Task instructions: Find each line with "page" and copy it.

Given data:
========================================

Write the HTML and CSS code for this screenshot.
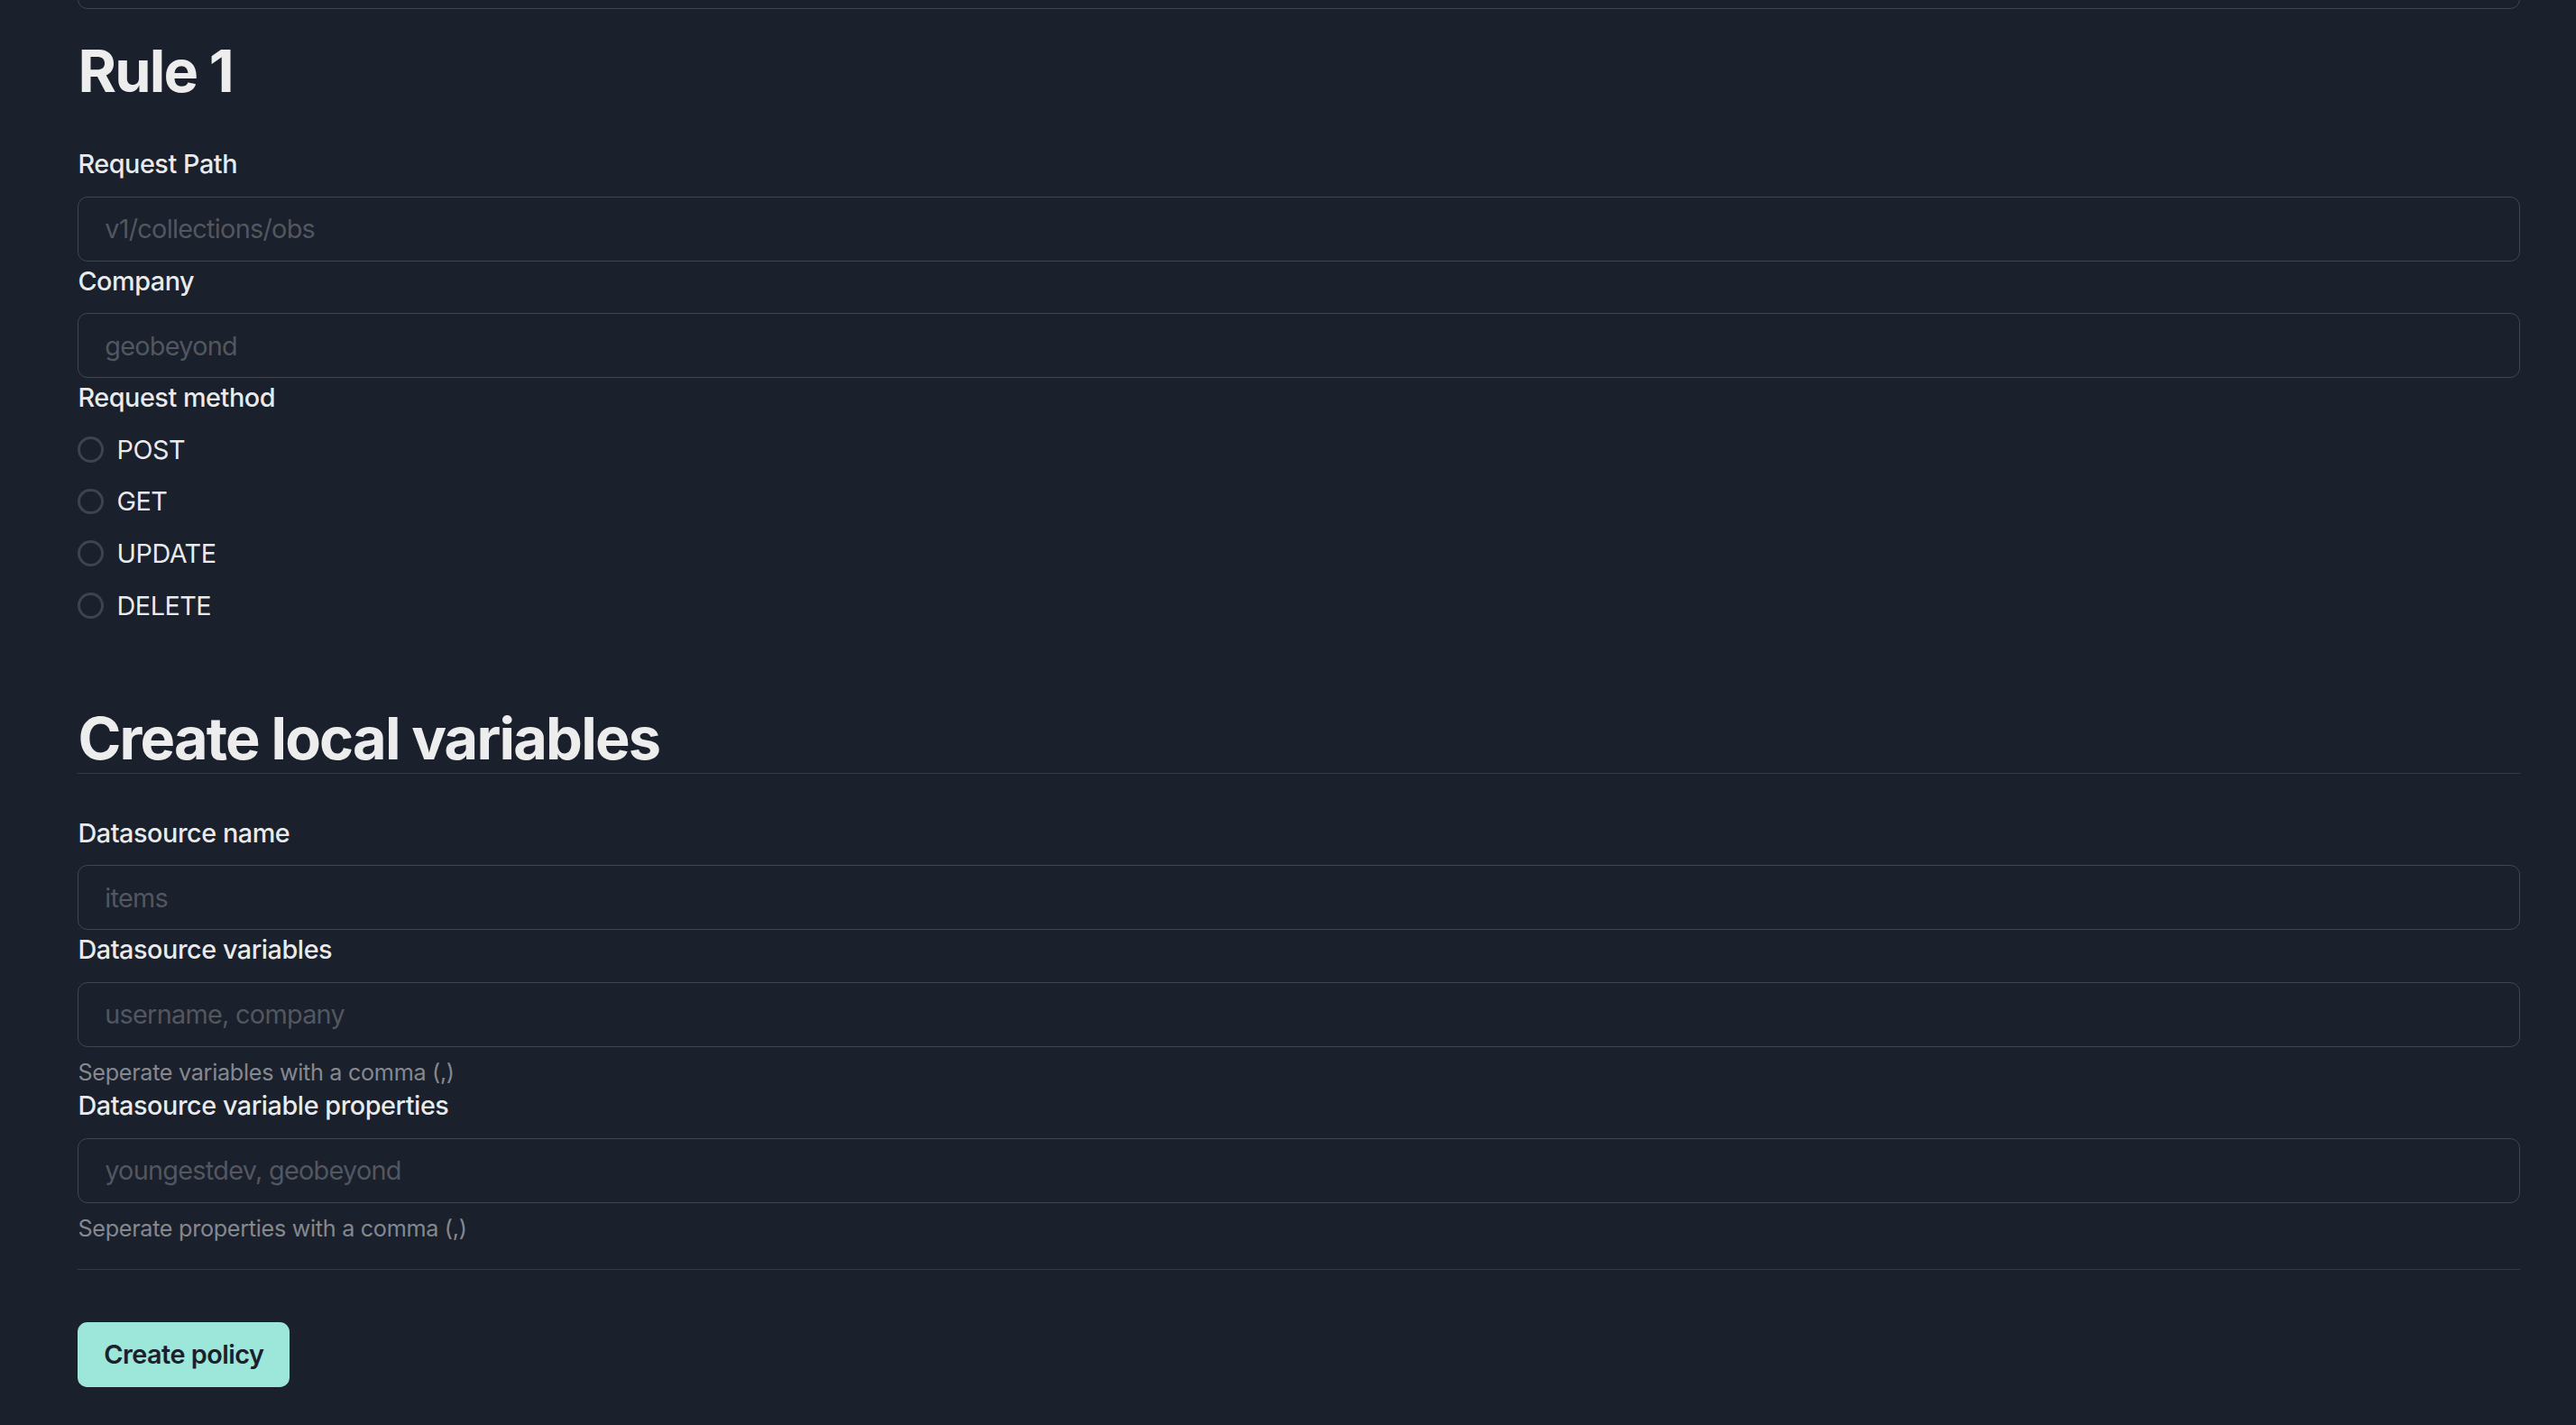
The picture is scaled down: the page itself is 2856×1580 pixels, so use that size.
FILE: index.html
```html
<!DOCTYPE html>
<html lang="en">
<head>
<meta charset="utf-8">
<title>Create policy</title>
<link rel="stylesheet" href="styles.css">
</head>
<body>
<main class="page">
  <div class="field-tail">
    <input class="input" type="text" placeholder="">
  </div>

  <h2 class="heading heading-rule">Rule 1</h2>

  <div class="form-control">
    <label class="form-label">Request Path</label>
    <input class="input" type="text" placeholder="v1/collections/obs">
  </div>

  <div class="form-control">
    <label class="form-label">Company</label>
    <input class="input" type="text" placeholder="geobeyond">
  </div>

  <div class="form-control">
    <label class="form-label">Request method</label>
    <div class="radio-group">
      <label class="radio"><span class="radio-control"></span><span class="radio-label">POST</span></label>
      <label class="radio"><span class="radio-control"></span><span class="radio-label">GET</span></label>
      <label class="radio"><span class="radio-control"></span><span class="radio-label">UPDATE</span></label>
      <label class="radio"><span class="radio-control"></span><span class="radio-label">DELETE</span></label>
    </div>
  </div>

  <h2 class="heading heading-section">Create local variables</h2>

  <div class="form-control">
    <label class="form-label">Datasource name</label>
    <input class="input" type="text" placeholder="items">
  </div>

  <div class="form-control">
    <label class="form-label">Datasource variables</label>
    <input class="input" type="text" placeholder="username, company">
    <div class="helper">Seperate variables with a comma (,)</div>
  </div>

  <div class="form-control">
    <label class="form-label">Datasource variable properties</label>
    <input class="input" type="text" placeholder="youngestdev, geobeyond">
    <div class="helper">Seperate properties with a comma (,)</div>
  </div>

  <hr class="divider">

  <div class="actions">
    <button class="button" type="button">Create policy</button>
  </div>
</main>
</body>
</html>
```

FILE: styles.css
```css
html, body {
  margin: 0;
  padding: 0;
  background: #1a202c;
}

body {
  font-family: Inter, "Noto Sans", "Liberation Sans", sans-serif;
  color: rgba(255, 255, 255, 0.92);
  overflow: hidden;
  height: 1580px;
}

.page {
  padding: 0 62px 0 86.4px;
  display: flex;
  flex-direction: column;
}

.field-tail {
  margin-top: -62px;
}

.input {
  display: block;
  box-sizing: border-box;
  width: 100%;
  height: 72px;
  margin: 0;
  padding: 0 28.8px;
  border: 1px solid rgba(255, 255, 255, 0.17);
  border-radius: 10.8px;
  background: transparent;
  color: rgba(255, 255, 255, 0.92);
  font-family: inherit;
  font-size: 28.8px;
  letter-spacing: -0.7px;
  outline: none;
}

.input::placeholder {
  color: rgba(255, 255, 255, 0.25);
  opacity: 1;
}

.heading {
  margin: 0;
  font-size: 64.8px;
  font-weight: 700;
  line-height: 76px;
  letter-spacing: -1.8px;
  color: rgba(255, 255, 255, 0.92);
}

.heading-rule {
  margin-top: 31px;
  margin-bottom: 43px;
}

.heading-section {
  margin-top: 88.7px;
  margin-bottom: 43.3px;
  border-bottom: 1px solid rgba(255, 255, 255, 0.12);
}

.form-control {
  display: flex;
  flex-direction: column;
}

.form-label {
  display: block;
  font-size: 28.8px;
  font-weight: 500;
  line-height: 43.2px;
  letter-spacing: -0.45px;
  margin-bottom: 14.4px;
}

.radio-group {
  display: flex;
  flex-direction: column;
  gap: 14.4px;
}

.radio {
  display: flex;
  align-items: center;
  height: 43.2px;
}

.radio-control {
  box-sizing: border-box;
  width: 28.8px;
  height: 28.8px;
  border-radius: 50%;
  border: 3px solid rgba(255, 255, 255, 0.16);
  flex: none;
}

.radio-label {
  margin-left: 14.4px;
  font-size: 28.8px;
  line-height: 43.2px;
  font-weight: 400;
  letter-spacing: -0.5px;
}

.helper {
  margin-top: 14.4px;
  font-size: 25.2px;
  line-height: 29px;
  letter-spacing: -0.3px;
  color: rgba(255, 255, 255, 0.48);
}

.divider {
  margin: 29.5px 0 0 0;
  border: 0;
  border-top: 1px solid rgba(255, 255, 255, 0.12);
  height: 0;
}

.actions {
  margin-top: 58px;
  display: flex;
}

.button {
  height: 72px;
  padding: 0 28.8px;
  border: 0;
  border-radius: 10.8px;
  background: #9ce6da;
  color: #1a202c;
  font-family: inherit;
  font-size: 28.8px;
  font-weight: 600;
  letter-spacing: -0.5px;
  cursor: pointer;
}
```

========================================

Task result:
The picture is scaled down: the page itself is 2856×1580 pixels, so use that size.
<main class="page">
.page {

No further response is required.